» **Written request**
Starting at the top of the listing, extract every line up to and including the one with "layout ---------- */". Pictures stay out of the copy.

» **Available data**
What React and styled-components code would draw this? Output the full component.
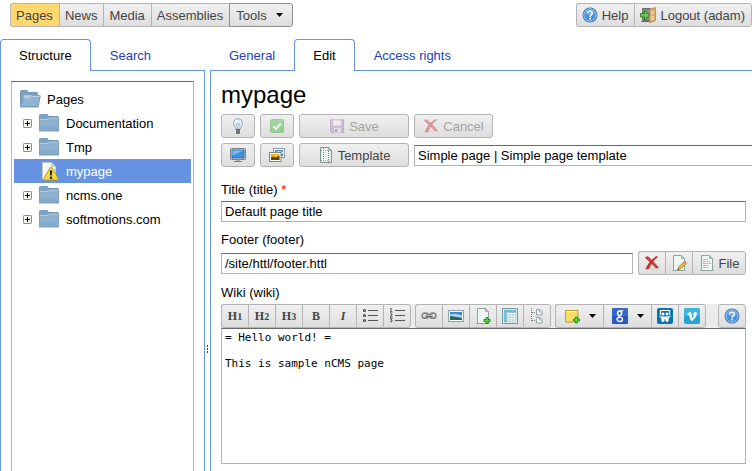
import React from "react";
import styled, { createGlobalStyle, css } from "styled-components";

const BLUE = "#6694e3";
const LINE = "#b4b4b4";
const DARK = "#6a6a6a";

const GlobalStyle = createGlobalStyle`
  * { box-sizing: border-box; }
  body {
    margin: 0;
    background: #fff;
    color: #000;
    font: 13px/17px "Liberation Sans", Arial, sans-serif;
    overflow: hidden;
  }
  button, input, textarea { font: inherit; color: inherit; margin: 0; outline: none; }
  svg { display: block; flex: none; }
`;

/* ---------- layout ---------- */

const Page = styled.div`
  min-height: 100vh;
  display: flex;
  flex-direction: column;
`;

const TopBar = styled.header`
  display: flex;
  justify-content: space-between;
  padding: 3px 0 0 10px;
  margin-bottom: 12px;
`;

const Workspace = styled.main`
  flex: 1;
  display: flex;
`;

const Pane = styled.section`
  display: flex;
  flex-direction: column;
  min-width: 0;
  flex: ${(p) => (p.$side ? "0 0 205px" : "1")};
`;

const PaneBody = styled.div`
  flex: 1;
  display: flex;
  flex-direction: column;
  border-left: 1px solid ${BLUE};
  border-right: ${(p) => (p.$side ? `1px solid ${BLUE}` : "0")};
  padding: ${(p) => (p.$side ? "10px 10px 0" : "10px 6px 7px 10px")};
`;

const Splitter = styled.div`
  flex: 0 0 5px;
  display: flex;
  flex-direction: column;
  align-items: center;
  gap: 1px;
  padding-top: 306px;
`;

const Dot = styled.i`
  width: 1px;
  height: 2px;
  background: #444;
`;

/* ---------- tabs ---------- */

const TabRow = styled.div`
  display: flex;
  height: 32px;
`;

const Tab = styled.button`
  background: #fff;
  padding: 1px 19px 0;
  border: 0;
  border-bottom: 1px solid ${BLUE};
  color: #2440b8;
  ${(p) =>
    p.$active &&
    css`
      color: #000;
      padding: 0 18px 1px;
      border: 1px solid ${BLUE};
      border-bottom: 0;
      border-radius: 4px 4px 0 0;
    `}
`;

const TabFill = styled.div`
  flex: 1;
  border-bottom: 1px solid ${BLUE};
`;

/* ---------- buttons ---------- */

const ButtonGroup = styled.div`
  display: flex;
  height: 24px;
  flex: none;
`;

const Button = styled.button`
  height: 24px;
  display: flex;
  align-items: center;
  justify-content: center;
  gap: ${(p) => (p.$gap ? "9px" : "4px")};
  width: ${(p) => (p.$width ? `${p.$width}px` : "auto")};
  padding: ${(p) => (p.$width ? "0" : "0 6px 0 5px")};
  border: 1px solid ${LINE};
  border-radius: 3px;
  color: #444;
  background: linear-gradient(#f0f0f0, #dedede);
  white-space: nowrap;
  flex: none;

  &:disabled { color: #a3a3a3; }
  &:disabled svg { opacity: 0.45; }

  ${ButtonGroup} > & {
    border-radius: 0;
    border-right-width: 0;
  }
  ${ButtonGroup} > &:first-child { border-radius: 3px 0 0 3px; }
  ${ButtonGroup} > &:last-child { border-radius: 0 3px 3px 0; border-right-width: 1px; }

  ${(p) => p.$selected && css`background: #ffd76e;`}
  ${(p) =>
    p.$menu &&
    css`
      border-color: #8c8c8c;
      padding: 0 9px 0 6px;
    `}
`;

/* ---------- tree ---------- */

const Tree = styled.ul`
  flex: 1;
  list-style: none;
  margin: 0;
  padding: 5px 2px 0;
  border: 1px solid ${LINE};
  border-top-color: ${DARK};
  border-bottom: 0;
`;

const TreeRow = styled.li`
  height: 24px;
  display: flex;
  align-items: center;
  padding-left: ${(p) => (p.$root ? "5px" : "9px")};
  color: ${(p) => (p.$selected ? "#fff" : "#000")};
  background: ${(p) => (p.$selected ? BLUE : "transparent")};
`;

const Expander = styled.button`
  width: 9px;
  height: 9px;
  padding: 0;
  border: 0;
  background: none;
  visibility: ${(p) => (p.$hidden ? "hidden" : "visible")};
`;

const TreeIcon = styled.span`
  width: 22px;
  margin: ${(p) => (p.$root ? "0 6px 0 0" : "0 6px")};
`;

/* ---------- editor form ---------- */

const Heading = styled.h1`
  margin: 0 0 5px;
  font-size: 24px;
  font-weight: normal;
  line-height: 28px;
`;

const Row = styled.div`
  display: flex;
  align-items: center;
  gap: 5px;
  margin-bottom: ${(p) => (p.$last ? "15px" : p.$field ? "10px" : "5px")};
`;

const Label = styled.label`
  line-height: 16px;
  margin-bottom: 3px;
`;

const Required = styled.span`
  color: #f00;
`;

const TextInput = styled.input`
  flex: 1;
  min-width: 0;
  height: 21px;
  padding: 0 3px;
  background: #fff;
  border: 1px solid ${LINE};
  border-top-color: ${DARK};
  border-radius: 0;
  margin-right: ${(p) => (p.$bleed ? "-7px" : "0")};
`;

const EditorBar = styled.div`
  display: flex;
  gap: 4px;
  background: #ececec;
  border-radius: 3px 3px 0 0;
`;

const Spacer = styled.div`
  flex: 1;
`;

const Source = styled.textarea`
  flex: 1;
  min-height: 136px;
  resize: none;
  padding: 2px 3px;
  border: 1px solid ${LINE};
  border-top-color: ${DARK};
  border-radius: 0;
  font: 11px/13px "DejaVu Sans Mono", monospace;
`;

const Glyph = styled.span`
  font: ${(p) => (p.$italic ? "italic " : "")}bold 12px/15px "Liberation Serif", "Times New Roman", serif;
  color: #444;
`;

const Numeral = styled.span`
  font-size: 10px;
`;

/* ---------- icons ---------- */

const Svg = ({ w = 16, h = 16, children }) => (
  <svg width={w} height={h} viewBox={`0 0 ${w} ${h}`} aria-hidden="true">
    {children}
  </svg>
);

const Arrow = () => (
  <Svg w={7} h={4}>
    <path d="M0 0h7L3.5 4z" fill="#000" />
  </Svg>
);

const HelpIcon = () => (
  <Svg>
    <circle cx="8" cy="8" r="7.5" fill="#2c68b4" />
    <circle cx="8" cy="8" r="6.2" fill="#4a8fd6" stroke="#bcd9f4" strokeWidth="0.9" />
    <path d="M2.5 7a5.6 5.6 0 0 1 11 0q-5.5 2.5-11 0z" fill="#79b0e6" opacity=".6" />
    <path d="M5.8 6.2C5.8 3.6 10.3 3.5 10.3 6.1c0 1.7-2.2 1.7-2.2 3.6" fill="none" stroke="#fff" strokeWidth="1.6" />
    <rect x="7.2" y="10.7" width="1.8" height="1.7" fill="#fff" />
  </Svg>
);

const LogoutIcon = () => (
  <Svg>
    <path d="M2.500 1.500h8v12h-8z" fill="#8b8b86" stroke="#6c6e69" />
    <path d="M1 14.500h9" stroke="#666" />
    <path d="M9.500 2.500L15.500 .5v13.200L9.500 15.700z" fill="#dcab6f" stroke="#b98547" strokeWidth=".8" />
    <path d="M11 4.200l3-1v4l-3 .7zM11 9.400l3-.7v4l-3 1z" fill="#ebc896" />
    <path d="M.6 6.500h3.900v-3l5 4.800-5 4.700v-3H.6z" fill="#6cc653" stroke="#28761f" strokeWidth=".9" />
  </Svg>
);

const ClosedFolder = () => (
  <Svg w={22} h={20}>
    <path d="M1.500 2.200q0-.7.7-.7h7l1.300 2h9.300q.7 0 .7.700V17.500h-19z" fill="#7fa5c5" stroke="#7398b8" />
    <path d="M1.500 6.500q0-.8.8-.8h7.500l1.700-1.200h8.200q.8 0 .8.800v12.200h-19z" fill="#8fb2d0" stroke="#7ba0c0" />
    <path d="M2 6.500h8l1.700-1.300H20" fill="none" stroke="#b4cde2" />
    <path d="M2 13h18v4H2z" fill="#7da4c6" opacity=".55" />
    <path d="M1 18.500h20" stroke="#aebdca" opacity=".7" />
  </Svg>
);

const OpenFolder = () => (
  <Svg w={22} h={20}>
    <path d="M1.500 2.200q0-.7.7-.7h6l1.300 2h8.300q.7 0 .7.700v13H1.500z" fill="#7ba1c0" stroke="#7398b6" />
    <path d="M4.500 6.500h12v3h-12z" fill="#e3eaef" />
    <path d="M4.500 8.200h7l1.500-1.400h8.200l-2 10.700H1.600z" fill="#8fb3d3" stroke="#759dbf" />
    <path d="M5 8.900h7l1.500-1.400h7" fill="none" stroke="#b9d2e7" />
    <path d="M1 18.500h19" stroke="#aebdca" opacity=".7" />
  </Svg>
);

const WarningPage = () => (
  <Svg w={22} h={20}>
    <path d="M4.500 1.500h9l4 4v12.500h-13z" fill="#f4f7f3" stroke="#c4cbc4" />
    <path d="M13.500 1.500v4h4z" fill="#d2dbd2" stroke="#b5beb5" strokeWidth=".6" />
    <path d="M12.300 6.300q.7-.8 1.400 0l6.800 11.700q.2.900-.8 1H6.300q-1-.1-.8-1z" fill="#f2d93c" stroke="#b49710" strokeWidth=".9" />
    <path d="M11.900 9.500h2.200l-.4 5h-1.400z" fill="#111" />
    <circle cx="13" cy="16.700" r="1.200" fill="#111" />
  </Svg>
);

const PlusIcon = () => (
  <Svg w={9} h={9}>
    <rect x=".5" y=".5" width="8" height="8" rx=".7" fill="#f5f4f0" stroke="#7e8ea3" />
    <path d="M2 4.500h5M4.500 2v5" stroke="#000" />
  </Svg>
);

const BulbIcon = () => (
  <Svg>
    <path d="M5.700 11.200C5.500 8.800 3.500 7.800 3.500 5.200a4.500 4.500 0 0 1 9 0c0 2.600-2 3.600-2.200 6z" fill="#dfeaf5" stroke="#8aa2bb" strokeWidth=".9" />
    <path d="M6.500 5.500l.9 5M9.500 5.500l-.9 5M6.500 5.500l1.500 1 1.500-1" fill="none" stroke="#9db3c8" strokeWidth=".7" />
    <path d="M5 4.500q.5-2 2.400-2.400" fill="none" stroke="#fff" strokeWidth="1.200" />
    <path d="M6 11h4v4.200q-2 1.400-4 0z" fill="#555" />
    <path d="M6 12.300h4M6 14h4" stroke="#a5a5a5" strokeWidth=".7" />
  </Svg>
);

const CheckIcon = () => (
  <Svg>
    <rect x="1.500" y="1.500" width="13" height="13" rx="1.500" fill="#48bb48" stroke="#3aa23c" />
    <path d="M2 8h12v6H2z" fill="#2fa82f" opacity=".4" />
    <path d="M4.200 8.200l2.700 2.700 5-5.300" fill="none" stroke="#fff" strokeWidth="2.200" />
  </Svg>
);

const SaveIcon = () => (
  <Svg>
    <path d="M1.500 1.500h13v13h-12l-1-1z" fill="#b48cc6" stroke="#9a6cb0" />
    <path d="M4 1.500h8v6H4z" fill="#f6f1f8" />
    <path d="M4 2h8" stroke="#e08080" />
    <path d="M5 10h7v4.500H5z" fill="#e3dbe8" />
    <path d="M6 11h2v3H6z" fill="#76508a" />
  </Svg>
);

const CrossIcon = () => (
  <Svg>
    <path d="M3 14.500q5-1.500 10.500 0" stroke="#bbb" fill="none" opacity=".6" />
    <path d="M1.500 2.800Q3 1 4.600 2.200 10 7 14.300 12.700L12 12.900Q7 7 1.500 2.800z" fill="#dc4343" stroke="#ad2020" strokeWidth=".8" />
    <path d="M13.500 1.800Q6.500 7.500 4.800 13.600L2 13.900Q4.500 7 11.800 1.800z" fill="#cf3333" stroke="#ad2020" strokeWidth=".8" />
  </Svg>
);

const MonitorIcon = () => (
  <Svg>
    <rect x=".5" y="1.500" width="15" height="11" rx=".8" fill="#d8dad8" stroke="#7c807e" />
    <rect x="2" y="3" width="12" height="8" fill="#3f92dc" stroke="#1f65ab" strokeWidth=".8" />
    <path d="M2.500 3.500h11l-11 5z" fill="#80bbee" />
    <path d="M6.500 12.500h3v1.500h-3z" fill="#999" />
    <path d="M4 14.500h8" stroke="#7c807e" />
  </Svg>
);

const PhotosIcon = () => (
  <Svg>
    <rect x="4.500" y="1.500" width="11" height="9" fill="#fff" stroke="#8a9aa8" />
    <path d="M6 3h8v6H6z" fill="#3e8ad6" />
    <path d="M6 5q4-2 8 0v2H6z" fill="#b8daf5" />
    <rect x=".5" y="5.500" width="11.500" height="9" fill="#fff" stroke="#83857d" />
    <path d="M2 7h8.500v6H2z" fill="#e8ac13" />
    <path d="M2 10.500l2-.8 2 .6 4.500-1.300v4H2z" fill="#5d4507" />
    <circle cx="7" cy="8.500" r="1.100" fill="#fff0a0" />
  </Svg>
);

const TemplateIcon = () => (
  <Svg>
    <path d="M2.500 .5h8l3 3v12h-11z" fill="#edf3f1" stroke="#81938f" />
    <path d="M10.500 .5v3h3z" fill="#cbd8d4" stroke="#81938f" strokeWidth=".7" />
    <path d="M5.500 1v14M10.500 4v11" stroke="#658f92" strokeDasharray="1 1" />
    <path d="M3 3.500h8M3 13.500h10" stroke="#94b1b1" strokeDasharray="1 1" />
  </Svg>
);

const PageShape = ({ lines }) => (
  <>
    <path d="M1 15.500h14" stroke="#b3bab6" />
    <path d="M2.500 .5h8l3 3v12h-11z" fill="#eff5f3" stroke="#8fa39e" />
    <path d="M10.500 .5v3h3z" fill="#c6d6d1" stroke="#8fa39e" strokeWidth=".7" />
    {lines && <path d="M4 4.500h5M4 6.500h7M4 8.500h8M4 10.500h6M4 12.500h5" stroke="#a6bcb8" strokeDasharray="3 .6 2 .5" />}
  </>
);

const FileIcon = () => (
  <Svg>
    <PageShape lines />
  </Svg>
);

const EditPageIcon = () => (
  <Svg>
    <PageShape />
    <path d="M6.700 14.800l.8-2.800 5.700-5.200 1.900 1.900-5.600 5.400z" fill="#eec337" stroke="#8d6d14" strokeWidth=".7" />
    <path d="M12.600 7.300l1.300-1.200 1.900 1.900-1.300 1.200z" fill="#df7464" />
    <path d="M6.700 14.800l.4-1.400 1 1z" fill="#222" />
  </Svg>
);

const GreenPlus = ({ x, y }) => (
  <path
    d={`M${x + 2.500} ${y + 0.5}h2v2h2v2h-2v2h-2v-2h-2v-2h2z`}
    fill="#57dc40"
    stroke="#158c17"
    strokeWidth=".9"
  />
);

const AddPageIcon = () => (
  <Svg>
    <PageShape />
    <GreenPlus x={8.500} y={9} />
  </Svg>
);

const ListIcon = ({ ordered }) => (
  <Svg>
    <path d="M6 2.500h10M6 7.500h10M6 12.500h10" stroke="#555" />
    {ordered ? (
      <path
        d="M1 1l1-1v4M1 4h2.500M1 6h2v1.200L1 9h2.500M1 10.700h2.200L2 12q1.500 0 1.200 1.200-.7 1-2.200.4"
        fill="none"
        stroke="#444"
        strokeWidth=".9"
      />
    ) : (
      <g fill="none" stroke="#444" strokeWidth="1.100">
        <circle cx="2.500" cy="2.500" r="1" />
        <circle cx="2.500" cy="7.500" r="1" />
        <circle cx="2.500" cy="12.500" r="1" />
      </g>
    )}
  </Svg>
);

const LinkIcon = () => (
  <Svg>
    <g fill="none">
      <rect x="1.200" y="5.200" width="6" height="5" rx="2.300" stroke="#858585" strokeWidth="1.700" />
      <rect x="8.800" y="5.200" width="6" height="5" rx="2.300" stroke="#858585" strokeWidth="1.700" />
      <path d="M4.500 7.700h7" stroke="#666" strokeWidth="2.400" />
      <path d="M5 7.400h6" stroke="#d6d6d6" strokeWidth=".8" />
    </g>
  </Svg>
);

const ImageIcon = () => (
  <Svg>
    <rect x=".5" y="2.500" width="15" height="11" fill="#fff" stroke="#8fa0b0" />
    <path d="M2 4h12v8H2z" fill="#3c86d2" />
    <path d="M2 6.500q5-2 12 1v2H2z" fill="#a9d4f6" />
    <path d="M2 8q6 0 12 2.600V12H2z" fill="#2b6359" />
  </Svg>
);

const TableIcon = () => (
  <Svg>
    <rect x=".5" y=".5" width="15" height="15" fill="#fff" stroke="#7d9699" />
    <path d="M2 2h12v3H2zM2 5h3v9H2z" fill="#49bdec" />
    <path d="M2 4.500h12M2 7h12M2 9.500h12M2 12h12M5 2v12M8 2v12M11 2v12" stroke="#acc9d1" strokeWidth=".8" />
    <path d="M2 2h12v12H2z" fill="none" stroke="#88b9cb" strokeWidth=".7" />
  </Svg>
);

const TreeDocIcon = () => (
  <Svg>
    <path d="M2.500 0v13M3 4.500h4M3 12.500h4" stroke="#777" fill="none" strokeDasharray="1 1" />
    <path d="M7.500 1.500h3.500l2 2v3.500H7.500zM7.500 9.500h3.500l2 2v3.500H7.500z" fill="#f2f8f7" stroke="#8aa5a4" />
    <path d="M10.500 1.500v2.500h2.500M10.500 9.500v2.500h2.500" fill="none" stroke="#8aa5a4" strokeWidth=".8" />
  </Svg>
);

const NoteIcon = () => (
  <Svg>
    <path d="M1.500 2.500h12.500v8.500l-3 3H1.500z" fill="#f3df67" stroke="#bea22b" />
    <path d="M2.500 3.500h10.500" stroke="#fbf2ab" />
    <GreenPlus x={9} y={8.500} />
  </Svg>
);

const GoogleIcon = () => (
  <Svg>
    <rect width="16" height="16" rx="1" fill="#2a56bd" />
    <path d="M0 0h16v8H0z" fill="#4878d8" opacity=".5" />
    <g fill="none" stroke="#fff">
      <ellipse cx="7.600" cy="5.200" rx="2" ry="2.300" strokeWidth="1.500" />
      <path d="M8.500 2.700h2.700M7.300 7.500q-1 1 .4 1.500" strokeWidth="1.200" />
      <ellipse cx="7.800" cy="11.400" rx="2.700" ry="2.100" strokeWidth="1.400" />
    </g>
  </Svg>
);

const SlideShareIcon = () => (
  <Svg>
    <rect width="16" height="16" rx="2" fill="#0b75ad" />
    <path d="M3.500 7V2.500h9V7" fill="none" stroke="#fff" strokeWidth="1.200" />
    <circle cx="6" cy="5.900" r="1.500" fill="#fff" />
    <circle cx="10" cy="5.900" r="1.500" fill="#fff" />
    <path d="M2 7.200q1.500 1.300 3.700 1.200h4.600q2.200.1 3.700-1.200-.4 2-2.300 2.900v2.400q-.3 1.500-1.700 1.400-1.400-.2-1.500-1.500v-1.200h-1v1.200q-.1 1.300-1.500 1.500-1.400.1-1.700-1.400v-2.400Q2.400 9.200 2 7.200z" fill="#fff" />
  </Svg>
);

const VimeoIcon = () => (
  <Svg>
    <rect width="16" height="16" rx="2" fill="#23a5cf" />
    <path d="M0 2q0-2 2-2h12q2 0 2 2v6H0z" fill="#57c4e4" opacity=".55" />
    <path d="M3.200 6.200l2.300-2q1.400-.5 1.800 1.200l.9 4q.3.700.9-.2l1-1.700q.3-1.200-1.200-.7.700-2.600 2.700-2.700 1.700.1 1.200 2.300-.6 2.600-3.600 5.800-2 1.500-2.900-.8L5 6.900q-.3-1-1.300.1z" fill="#fff" />
  </Svg>
);

/* ---------- page ---------- */

const treeItems = [
  { name: "Documentation" },
  { name: "Tmp" },
  { name: "mypage", page: true },
  { name: "ncms.one" },
  { name: "softmotions.com" },
];

const formatButtons = [
  ["Heading 1", <Glyph>H<Numeral>1</Numeral></Glyph>],
  ["Heading 2", <Glyph>H<Numeral>2</Numeral></Glyph>],
  ["Heading 3", <Glyph>H<Numeral>3</Numeral></Glyph>],
  ["Bold", <Glyph>B</Glyph>],
  ["Italic", <Glyph $italic>I</Glyph>],
  ["Bulleted list", <ListIcon />],
  ["Numbered list", <ListIcon ordered />],
];

const insertButtons = [
  ["Link", <LinkIcon />],
  ["Image", <ImageIcon />],
  ["Add page", <AddPageIcon />],
  ["Table", <TableIcon />],
  ["Page tree", <TreeDocIcon />],
];

const IconButtons = ({ items }) => (
  <ButtonGroup>
    {items.map(([label, icon], i) => (
      <Button key={label} aria-label={label} $width={i === items.length - 1 ? 28 : 27}>
        {icon}
      </Button>
    ))}
  </ButtonGroup>
);

export default function App() {
  return (
    <Page>
      <GlobalStyle />
      <TopBar>
        <ButtonGroup>
          <Button $selected>Pages</Button>
          <Button>News</Button>
          <Button>Media</Button>
          <Button>Assemblies</Button>
          <Button $menu $gap>
            Tools <Arrow />
          </Button>
        </ButtonGroup>
        <ButtonGroup>
          <Button><HelpIcon />Help</Button>
          <Button><LogoutIcon />Logout (adam)</Button>
        </ButtonGroup>
      </TopBar>

      <Workspace>
        <Pane $side>
          <TabRow role="tablist">
            <Tab role="tab" aria-selected="true" $active>Structure</Tab>
            <Tab role="tab" aria-selected="false">Search</Tab>
            <TabFill />
          </TabRow>
          <PaneBody $side>
            <Tree>
              <TreeRow $root>
                <TreeIcon $root><OpenFolder /></TreeIcon>
                Pages
              </TreeRow>
              {treeItems.map(({ name, page }) => (
                <TreeRow key={name} $selected={page}>
                  <Expander aria-label={`Expand ${name}`} $hidden={page}><PlusIcon /></Expander>
                  <TreeIcon>{page ? <WarningPage /> : <ClosedFolder />}</TreeIcon>
                  {name}
                </TreeRow>
              ))}
            </Tree>
          </PaneBody>
        </Pane>

        <Splitter>
          <Dot /><Dot /><Dot />
        </Splitter>

        <Pane>
          <TabRow role="tablist">
            <Tab role="tab" aria-selected="false">General</Tab>
            <Tab role="tab" aria-selected="true" $active>Edit</Tab>
            <Tab role="tab" aria-selected="false">Access rights</Tab>
            <TabFill />
          </TabRow>
          <PaneBody>
            <Heading>mypage</Heading>
            <Row>
              <Button $width={34} aria-label="Hint"><BulbIcon /></Button>
              <Button $width={34} aria-label="Publish" disabled><CheckIcon /></Button>
              <Button $width={110} disabled><SaveIcon />Save</Button>
              <Button $width={79} disabled><CrossIcon />Cancel</Button>
            </Row>
            <Row $last>
              <Button $width={34} aria-label="Preview"><MonitorIcon /></Button>
              <Button $width={34} aria-label="Media"><PhotosIcon /></Button>
              <Button $width={110}><TemplateIcon />Template</Button>
              <TextInput $bleed readOnly aria-label="Template" value="Simple page | Simple page template" />
            </Row>

            <Label htmlFor="title">Title (title) <Required>*</Required></Label>
            <Row $field>
              <TextInput id="title" defaultValue="Default page title" />
            </Row>

            <Label htmlFor="footer">Footer (footer)</Label>
            <Row $field>
              <TextInput id="footer" defaultValue="/site/httl/footer.httl" />
              <ButtonGroup>
                <Button $width={27} aria-label="Remove"><CrossIcon /></Button>
                <Button $width={27} aria-label="Edit file"><EditPageIcon /></Button>
                <Button $width={54}><FileIcon />File</Button>
              </ButtonGroup>
            </Row>

            <Label htmlFor="wiki">Wiki (wiki)</Label>
            <EditorBar role="toolbar">
              <IconButtons items={formatButtons} />
              <IconButtons items={insertButtons} />
              <ButtonGroup>
                <Button $width={48} $gap aria-label="Note"><NoteIcon /><Arrow /></Button>
                <Button $width={48} $gap aria-label="Google"><GoogleIcon /><Arrow /></Button>
                <Button $width={27} aria-label="SlideShare"><SlideShareIcon /></Button>
                <Button $width={28} aria-label="Vimeo"><VimeoIcon /></Button>
              </ButtonGroup>
              <Spacer />
              <Button $width={28} aria-label="Help"><HelpIcon /></Button>
            </EditorBar>
            <Source id="wiki" spellCheck={false} defaultValue={"= Hello world! =\n\nThis is sample nCMS page"} />
          </PaneBody>
        </Pane>
      </Workspace>
    </Page>
  );
}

» **Response for this exercise**
What React and styled-components code would draw this? Output the full component.
import React from "react";
import styled, { createGlobalStyle, css } from "styled-components";

const BLUE = "#6694e3";
const LINE = "#b4b4b4";
const DARK = "#6a6a6a";

const GlobalStyle = createGlobalStyle`
  * { box-sizing: border-box; }
  body {
    margin: 0;
    background: #fff;
    color: #000;
    font: 13px/17px "Liberation Sans", Arial, sans-serif;
    overflow: hidden;
  }
  button, input, textarea { font: inherit; color: inherit; margin: 0; outline: none; }
  svg { display: block; flex: none; }
`;

/* ---------- layout ---------- */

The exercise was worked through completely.